In this part 3, I would like to consider and reflect on various strategies in moving beyond management and leadership in a networked learning environment.
I would re-conceptualize a model where power, transformational leadership and networks could be used to support education and learning in a networked learning ecology and platform.
There is a range of leadership theory as explained by Dr Marti Cleveland-Innes. These include Trait-based leadership, Emergent leadership, Contingency theory and leadership, Complexity leadership, Transactional leadership, Transformational leadership, Distributed leadership.
Leadership theories seem to relate closely to the powers as vested in the leaders, in networks, communities (including family, associations) and institutions.
Power in networks
Network socieity is best illustrated by Castells.
Here is the network theories of power.
Why having transformational leaders? We need leaders as learners who seek to transform, and to explore new and innovative ways of learning, with the affordance of technology and networks. Based on the results of survey, transformational leadership is better than transactional leadership. To what extent is it true in real life? Under what context would transformational leadership be more valuable? Would it be a networked learning environment, rather than an institutional environment?
Refer to this Transformational leadership:
The Components of Transformational Leadership
Bass also suggested that there were four different components of transformational leadership.
Intellectual Stimulation – Transformational leaders not only challenge the status quo; they also encourage creativity among followers. The leader encourages followers to explore new ways of doing things and new opportunities to learn.
Individualized Consideration – Transformational leadership also involves offering support and encouragement to individual followers. In order to foster supportive relationships, transformational leaders keep lines of communication open so that followers feel free to share ideas and so that leaders can offer direct recognition of each followers unique contributions.
Inspirational Motivation – Transformational leaders have a clear vision that they are able to articulate to followers. These leaders are also able to help followers experience the same passion and motivation to fulfill these goals.
Idealized Influence – The transformational leaders serves as a role model for followers. Because followers trust and respect the leader, they emulate the leader and internalize his or her ideals.
Power and Transformational Leadership
How would power relate to Transformational Leadership?
Experts and expertise
How about the experts then? We need to rely on people who are more than just an “expert” on any one topic, but across topics.
Instead of thinking about mere experts, how about developing expertise?
Leadership relates to the development and supporting of people to become more creative and innovative, especially in higher education in developed countries – like USA, Canada, United Kingdom, Australia etc.

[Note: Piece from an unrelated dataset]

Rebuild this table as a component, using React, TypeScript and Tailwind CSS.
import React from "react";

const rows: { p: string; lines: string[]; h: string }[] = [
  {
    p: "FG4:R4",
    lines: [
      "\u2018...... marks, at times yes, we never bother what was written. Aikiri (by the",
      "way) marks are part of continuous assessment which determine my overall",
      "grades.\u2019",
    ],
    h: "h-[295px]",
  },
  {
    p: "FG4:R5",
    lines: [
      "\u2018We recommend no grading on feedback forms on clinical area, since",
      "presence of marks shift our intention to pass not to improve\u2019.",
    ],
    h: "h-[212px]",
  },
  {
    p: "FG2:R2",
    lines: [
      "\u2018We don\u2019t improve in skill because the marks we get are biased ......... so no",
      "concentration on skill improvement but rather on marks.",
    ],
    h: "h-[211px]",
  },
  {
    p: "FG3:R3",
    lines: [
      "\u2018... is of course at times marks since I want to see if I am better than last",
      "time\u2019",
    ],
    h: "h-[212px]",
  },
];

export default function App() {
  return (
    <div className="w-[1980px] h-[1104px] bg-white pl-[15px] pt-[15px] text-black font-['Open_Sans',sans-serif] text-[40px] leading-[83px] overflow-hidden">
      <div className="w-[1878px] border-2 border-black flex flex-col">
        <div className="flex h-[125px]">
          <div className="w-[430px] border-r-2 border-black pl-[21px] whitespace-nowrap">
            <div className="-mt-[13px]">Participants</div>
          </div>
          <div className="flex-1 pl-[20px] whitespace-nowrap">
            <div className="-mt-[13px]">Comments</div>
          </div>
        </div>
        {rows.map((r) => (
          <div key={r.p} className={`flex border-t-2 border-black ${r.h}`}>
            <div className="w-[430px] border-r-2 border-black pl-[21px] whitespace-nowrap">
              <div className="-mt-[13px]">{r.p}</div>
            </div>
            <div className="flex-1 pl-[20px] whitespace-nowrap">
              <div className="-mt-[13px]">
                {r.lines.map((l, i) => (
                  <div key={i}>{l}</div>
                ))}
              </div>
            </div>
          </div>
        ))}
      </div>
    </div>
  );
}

Leadership practice takes form in the interactions between leaders and followers, rather than as a function of one or more leaders’ actions. In the case of networks, distributed leadership could be an ideal way to practice.
Who needs Leadership?
Marti summarizes the different views on leadership in Who Needs Leadership?

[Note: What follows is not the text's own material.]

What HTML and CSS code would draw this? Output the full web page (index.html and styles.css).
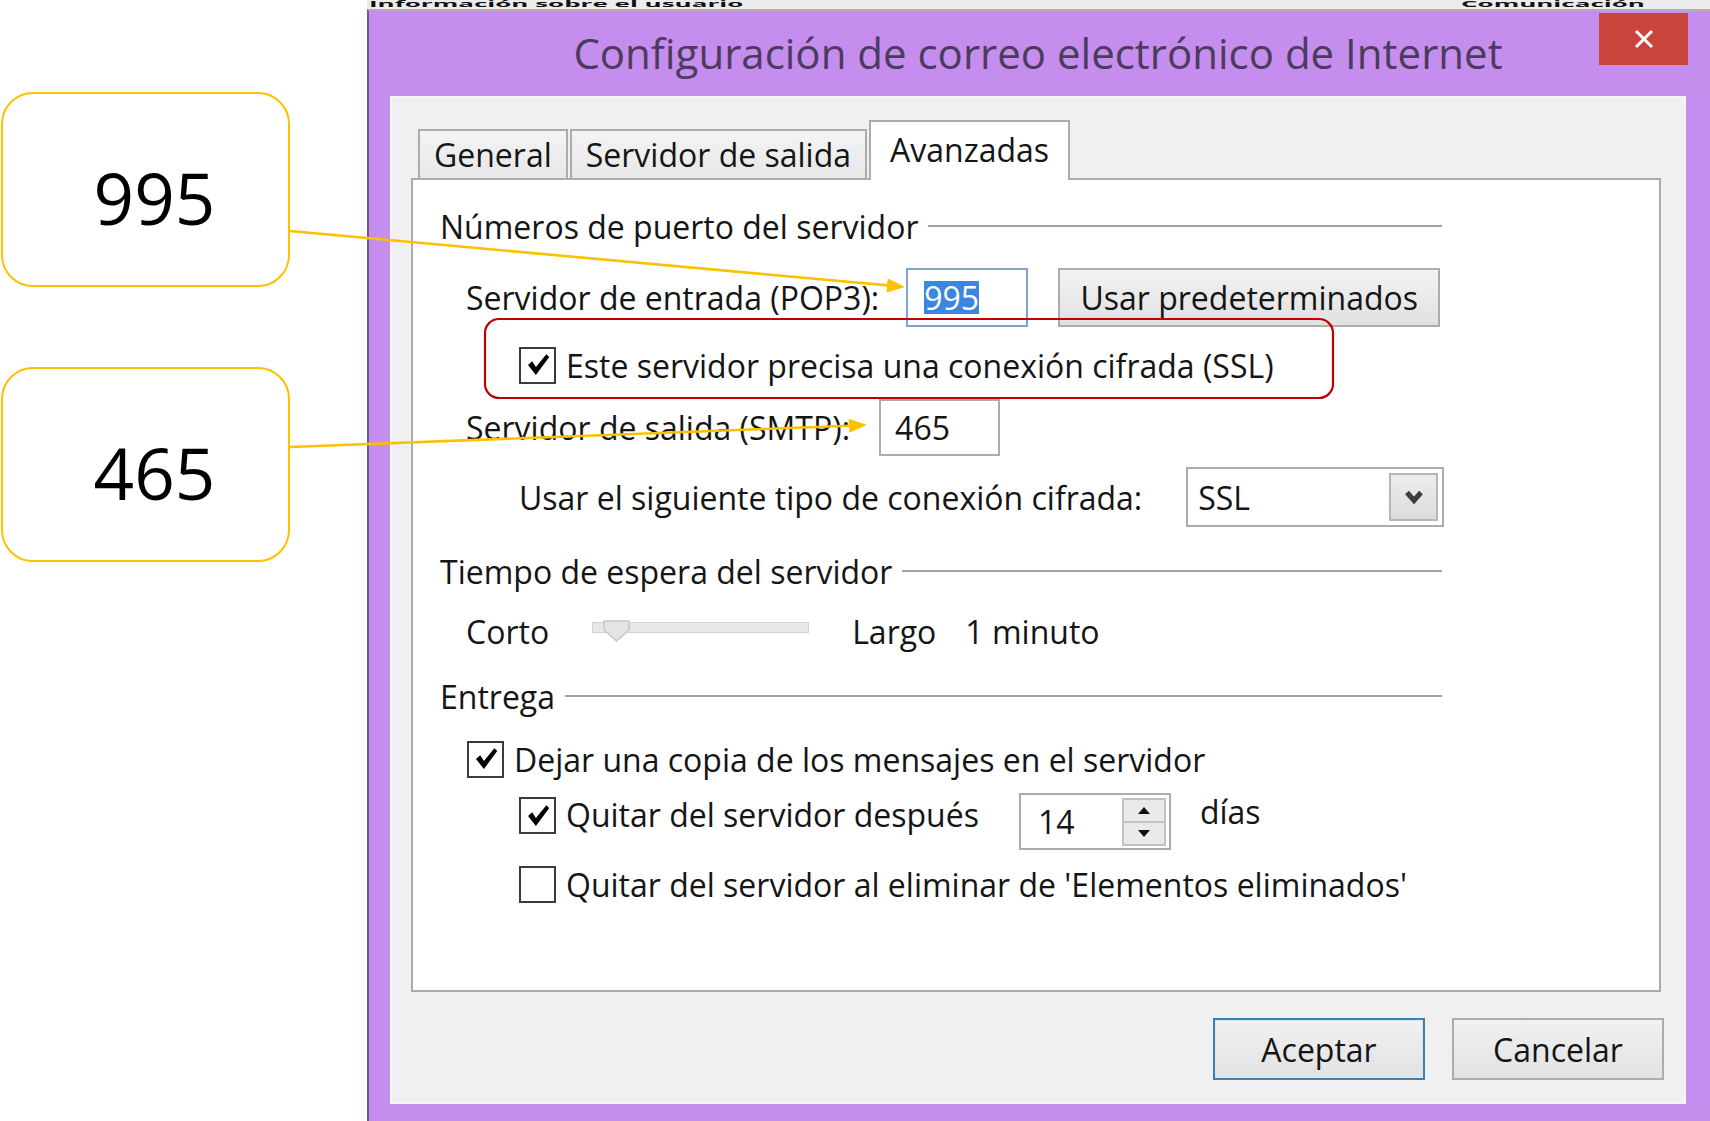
FILE: index.html
```html
<!DOCTYPE html>
<html lang="es">
<head>
<meta charset="utf-8">
<title>Configuración de correo electrónico de Internet</title>
<link rel="stylesheet" href="styles.css">
</head>
<body>
<div class="page">
  <div class="callouts">
    <div class="callout">995</div>
    <div class="callout">465</div>
  </div>
  <div class="side">
    <div class="behind">
      <span class="behind-left">Información sobre el usuario</span>
      <span class="behind-right">Comunicación</span>
    </div>
    <div class="dialog">
      <div class="titlebar">
        <div class="title">Configuración de correo electrónico de Internet</div>
        <div class="close">
          <svg width="22" height="22" viewBox="0 0 22 22"><path d="M3 3 L19 19 M19 3 L3 19" stroke="#fff" stroke-width="3" fill="none"/></svg>
        </div>
      </div>
      <div class="client">
        <div class="tabs">
          <div class="tab">General</div>
          <div class="tab">Servidor de salida</div>
          <div class="tab active">Avanzadas</div>
        </div>
        <div class="panel">
          <div class="row group ports-head">Números de puerto del servidor</div>
          <div class="row pop3-row">
            <span>Servidor de entrada (POP3):</span>
            <div class="field pop3-field"><span class="sel">995</span></div>
            <div class="button">Usar predeterminados</div>
          </div>
          <div class="row ssl-row">
            <span class="check"><svg width="30" height="30" viewBox="0 0 36 36"><path d="M6 18 L11 13.5 L15.5 20.5 L28 5 L31.5 8.5 L15.5 30 Z" fill="#000"/></svg></span>
            <span>Este servidor precisa una conexión cifrada (SSL)</span>
          </div>
          <div class="row smtp-row">
            <span>Servidor de salida (SMTP):</span>
            <div class="field smtp-field">465</div>
          </div>
          <div class="row enc-row">
            <span>Usar el siguiente tipo de conexión cifrada:</span>
            <div class="field combo">
              <span>SSL</span>
              <span class="combo-btn"><svg width="20" height="14" viewBox="0 0 20 14"><path d="M3 2.5 L10 10.5 L17 2.5" stroke="#3c3c3c" stroke-width="5" fill="none"/></svg></span>
            </div>
          </div>
          <div class="row group timeout-head">Tiempo de espera del servidor</div>
          <div class="row slider-row">
            <span>Corto</span>
            <div class="slider">
              <div class="slider-track"></div>
              <svg class="slider-thumb" width="27" height="22" viewBox="0 0 27 22"><path d="M1 1 H26 V10 L13.5 21 L1 10 Z" fill="#e4e4e4" stroke="#c6c6c6" stroke-width="1.5"/></svg>
            </div>
            <span>Largo</span>
            <span class="minute">1 minuto</span>
          </div>
          <div class="row group delivery-head">Entrega</div>
          <div class="row copy-row">
            <span class="check"><svg width="30" height="30" viewBox="0 0 36 36"><path d="M6 18 L11 13.5 L15.5 20.5 L28 5 L31.5 8.5 L15.5 30 Z" fill="#000"/></svg></span>
            <span>Dejar una copia de los mensajes en el servidor</span>
          </div>
          <div class="row remove-row">
            <span class="check"><svg width="30" height="30" viewBox="0 0 36 36"><path d="M6 18 L11 13.5 L15.5 20.5 L28 5 L31.5 8.5 L15.5 30 Z" fill="#000"/></svg></span>
            <span class="remove-label">Quitar del servidor después</span>
            <div class="field spin">
              <span>14</span>
              <span class="spin-btns">
                <span class="spin-half"><svg width="12" height="7" viewBox="0 0 12 7"><path d="M0 7 L6 0 L12 7 Z" fill="#111"/></svg></span>
                <span class="spin-half"><svg width="12" height="7" viewBox="0 0 12 7"><path d="M0 0 L6 7 L12 0 Z" fill="#111"/></svg></span>
              </span>
            </div>
            <span class="days">días</span>
          </div>
          <div class="row deleted-row">
            <span class="check"></span>
            <span>Quitar del servidor al eliminar de 'Elementos eliminados'</span>
          </div>
        </div>
        <div class="actions">
          <div class="btn default">Aceptar</div>
          <div class="btn">Cancelar</div>
        </div>
      </div>
    </div>
  </div>
  <svg class="overlay" width="1710" height="1121" viewBox="0 0 1710 1121">
    <rect x="485" y="319" width="848" height="79" rx="14" ry="14" fill="none" stroke="#c00000" stroke-width="2.2"/>
    <line x1="290" y1="231" x2="888" y2="285.4" stroke="#ffc000" stroke-width="2.6"/>
    <polygon points="905,287 886.5,292.4 887.7,278.4" fill="#ffc000"/>
    <line x1="290" y1="447" x2="850" y2="425.7" stroke="#ffc000" stroke-width="2.6"/>
    <polygon points="867,425 849.3,432.7 848.7,418.7" fill="#ffc000"/>
  </svg>
</div>
</body>
</html>
```
FILE: styles.css
```css
* { box-sizing: border-box; }
html, body { margin: 0; padding: 0; }
body {
  width: 1710px;
  height: 1121px;
  overflow: hidden;
  background: #ffffff;
  font-family: "Open Sans", "Noto Sans", "DejaVu Sans", sans-serif;
  color: #151515;
}
.page {
  position: relative;
  display: flex;
  width: 1710px;
  height: 1121px;
}
.callouts {
  flex: none;
  width: 367px;
  display: flex;
  flex-direction: column;
  gap: 80px;
  padding: 92px 0 0 1px;
}
.callout {
  width: 289px;
  height: 195px;
  border: 2px solid #ffc000;
  border-radius: 32px;
  display: flex;
  align-items: center;
  justify-content: center;
  padding: 16px 0 0 18px;
  font-size: 71px;
  color: #000;
}
.side {
  flex: 1;
  min-width: 0;
  display: flex;
  flex-direction: column;
}
.behind {
  flex: none;
  height: 9px;
  display: flex;
  align-items: flex-start;
  padding-left: 2px;
  background: #ececec;
}
.behind span {
  font-size: 26px;
  line-height: 26px;
  font-weight: 700;
  color: #111;
  white-space: nowrap;
  transform: scaleY(0.32);
  transform-origin: 0 0;
}
.behind-left { width: 1092px; flex: none; }
.dialog {
  flex: 1;
  background: #c58ded;
  border-left: 2px solid #6f5a80;
  border-top: 2px solid #b9a6c6;
  padding: 0 24px 0 21px;
  display: flex;
  flex-direction: column;
}
.titlebar {
  flex: none;
  height: 85px;
  padding-bottom: 3px;
  display: grid;
  grid-template-columns: 1fr auto 1fr;
  align-items: center;
}
.title {
  grid-column: 2;
  font-size: 42px;
  color: #4b3c5e;
  white-space: nowrap;
}
.close {
  grid-column: 3;
  justify-self: end;
  align-self: start;
  margin: 2px -2px 0 0;
  width: 89px;
  height: 52px;
  background: #c9443b;
  display: flex;
  align-items: center;
  justify-content: center;
}
.client {
  flex: none;
  height: 1008px;
  background: #f0f0f0;
  border: 2px solid #f8f3fa;
  padding: 22px 23px 0 19px;
  display: flex;
  flex-direction: column;
}
.tabs {
  flex: none;
  display: flex;
  align-items: flex-end;
  height: 58px;
  margin-left: 7px;
}
.tab {
  height: 49px;
  border: 2px solid #acacac;
  border-bottom: none;
  background: linear-gradient(#f4f4f4, #e7e7e7);
  padding: 0 14px;
  display: flex;
  align-items: center;
  font-size: 32px;
  white-space: nowrap;
}
.tab + .tab { margin-left: 2px; }
.tab.active {
  height: 60px;
  margin-bottom: -2px;
  background: #fff;
  padding: 0 19px 4px;
  position: relative;
  z-index: 1;
}
.panel {
  flex: none;
  height: 814px;
  border: 2px solid #acacac;
  background: #fff;
  padding-left: 27px;
  display: flex;
  flex-direction: column;
  font-size: 32px;
}
.row {
  flex: none;
  display: flex;
  align-items: center;
  white-space: nowrap;
}
.group {
  height: 40px;
  width: 1002px;
}
.group::after {
  content: "";
  flex: 1;
  height: 2px;
  background: #a3a3a3;
  margin-left: 10px;
}
.ports-head { margin-top: 26px; }
.pop3-row { margin-top: 22px; height: 59px; padding-left: 26px; }
.ssl-row { margin-top: 10px; height: 56px; padding-left: 79px; }
.smtp-row { margin-top: 6px; height: 57px; padding-left: 26px; }
.enc-row { margin-top: 11px; height: 60px; padding-left: 79px; }
.timeout-head { margin-top: 24px; }
.slider-row { margin-top: 20px; height: 40px; padding-left: 26px; }
.delivery-head { margin-top: 25px; }
.copy-row { margin-top: 23px; height: 40px; padding-left: 27px; }
.remove-row { margin-top: 14px; height: 57px; padding-left: 79px; align-items: flex-start; }
.deleted-row { margin-top: 14px; height: 40px; padding-left: 79px; }

.field {
  height: 100%;
  border: 2px solid #acacac;
  background: #fff;
  display: flex;
  align-items: center;
}
.pop3-field {
  width: 122px;
  margin-left: 27px;
  padding-left: 16px;
  border-color: #7fa2d2;
}
.sel {
  height: 33px;
  line-height: 33px;
  background: #3a86e0;
  color: #fff;
}
.button {
  height: 100%;
  width: 382px;
  margin-left: 30px;
  border: 2px solid #acacac;
  background: linear-gradient(#f2f2f2, #e1e1e1);
  display: flex;
  align-items: center;
  justify-content: center;
}
.check {
  flex: none;
  width: 37px;
  height: 37px;
  border: 2px solid #3b3b3b;
  background: #fff;
  margin-right: 10px;
  display: flex;
  align-items: center;
  justify-content: center;
}
.smtp-field {
  width: 121px;
  margin-left: 29px;
  padding-left: 14px;
}
.combo {
  width: 258px;
  margin-left: 44px;
  padding: 0 4px 0 10px;
  justify-content: space-between;
}
.combo-btn {
  width: 49px;
  height: 48px;
  background: linear-gradient(#ececec, #dcdcdc);
  border: 2px solid #b6b6b6;
  display: flex;
  align-items: center;
  justify-content: center;
}
.slider {
  position: relative;
  width: 217px;
  height: 22px;
  margin: 0 43px;
}
.slider-track {
  margin-top: 2px;
  height: 11px;
  background: #e7e7e7;
  border: 1px solid #d3d3d3;
}
.slider-thumb {
  position: absolute;
  left: 11px;
  top: 0;
}
.minute { margin-left: 29px; }
.remove-row .check { margin-top: 4px; }
.spin {
  width: 152px;
  margin-left: 40px;
  padding: 0 3px 0 17px;
}
.spin-btns {
  margin-left: auto;
  width: 44px;
  height: 48px;
  display: flex;
  flex-direction: column;
  border: 2px solid #c2c2c2;
  background: #eaeaea;
}
.spin-half {
  flex: 1;
  display: flex;
  align-items: center;
  justify-content: center;
}
.spin-half + .spin-half { border-top: 2px solid #c2c2c2; }
.days { margin: -3px 0 0 29px; }
.actions {
  flex: none;
  display: flex;
  justify-content: flex-end;
  gap: 27px;
  margin: 26px -3px 0 0;
}
.btn {
  width: 212px;
  height: 62px;
  border: 2px solid #acacac;
  background: linear-gradient(#f1f1f1, #e2e2e2);
  display: flex;
  align-items: center;
  justify-content: center;
  font-size: 32px;
}
.btn.default {
  border-color: #3c7fb3;
  box-shadow: inset 0 0 0 1px #d3e8f8;
}
.overlay {
  position: absolute;
  left: 0;
  top: 0;
  pointer-events: none;
}
```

Here is the slide on Who Needs Leadership.
Jenny comments on leadership:
“There’s no doubt that if everyone in a given group or network is a leader, then everyone is also a follower and a view of leadership as invested in one charismatic person would have to change. The questions we ask about leadership would have to change.
But do we really think that there is no longer a place for the charismatic leader. World events, such as what is happening in Burma at the moment would suggest otherwise. Aung San Suu Kyi is clearly thought of as a charismatic leader – a leader of change.”
I think leadership as practiced in governments is fundamentally different from that in networks, as governance would likely require charismatic leadership to steer the country, or communities, whilst network leadership would likely require a more “de-centralised” or distributed leadership to steer the networks.
In this report by Schofield, K. (1999). The purposes of education. Queensland State Education: 2010. Retrieved from http://education.qld.gov.au/corporate/qse2010/pdf/purposesofed3.pdf.:
Formal education is becoming less institutionalised
In 1971, Ivan Illich’s Deschooling Society provided a very influential statement about the negative effects of schooling. He argued for the disestablishment of schooling and the creation of learning webs.
A good educational system should have three purposes: it should provide all who want to learn with access to available resources at any time in their lives; empower all who want to share what they know to find those who want to learn it from them; and, finally, furnish all who want to present an issue to the public with the opportunity to make their challenge known. Such a system would require the application of a constitutional guarantee to education.
While seen as radical in its day, many of Illich’s ideas now seem prescient, especially in light of Internet-based interactive learning, the popularity of the concept of lifelong learning, and the idea of a youth guarantee.
The ‘de-institutionalisation’ of education is evident in other ways. Multinational companies have set up their own universities. In Australia, some companies have set up university-linked institutes for their staff training. TAFE now competes with private training firms. More formal education occurs outside the classroom – in workplaces, trains, community houses, in cyberspace.
According to Schofield, education is a place where people develop according to their unique needs and potential; one of the best means of achieving greater social equality is to allow every individual to develop to their full potential. Leadership requires that schools be shaped in such a way to so. Few accomplish this goal perfectly. The critics think otherwise – education is a system created to reproduce the existing inequalities.